As happy as I am for Senator McCaskill, and as much as I believe in her ability to work with the U.S. Senate and related political forces to more effectively manage our country, I wish we could have spent this campaign money (from both sides) on actual problems. I guess the question is: what problems, first?
From CQPolitics.com:
- But if you account for the coordinated and independent spending from the political parties, the most expensive Senate race was not in Pennsylvania but in Missouri, where Democratic state Auditor Claire McCaskill narrowly defeated Republican Sen. Jim Talent.
In that contest, the cumulative spending by the candidates and the parties came to $47.2 million, or just ahead of Pennsylvania’s $46.5 million. Missouri’s edge over Pennsylvania is even more lopsided on a per-capita basis because it has less than half the population of Pennsylvania.

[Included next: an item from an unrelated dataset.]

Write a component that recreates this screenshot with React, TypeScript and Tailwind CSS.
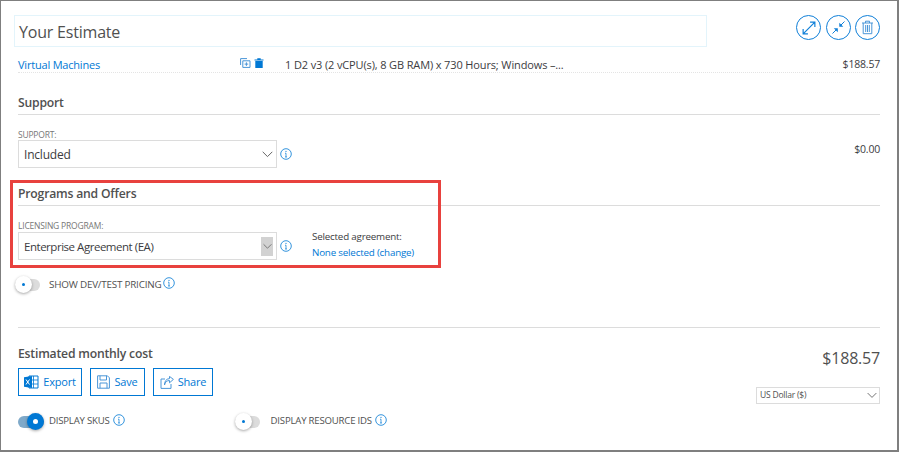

In Missouri, the political parties reported $19.8 million in independent expenditures — of which $10 million was spent in support of Talent or in opposition to McCaskill, and $9.8 million was spent in support of McCaskill or in opposition to Talent. The two parties also nearly evenly divided $1.4 million in coordinated expenditures that they made in concert with McCaskill and Talent.
The $19.8 million in party independent expenditures in Missouri was not far off the $26 million that McCaskill and Talent spent from their own campaign accounts.
- "FEC Highlights Spending Data on 2006 Senate Races" (CQPolitics.com, 9 Mar 2007)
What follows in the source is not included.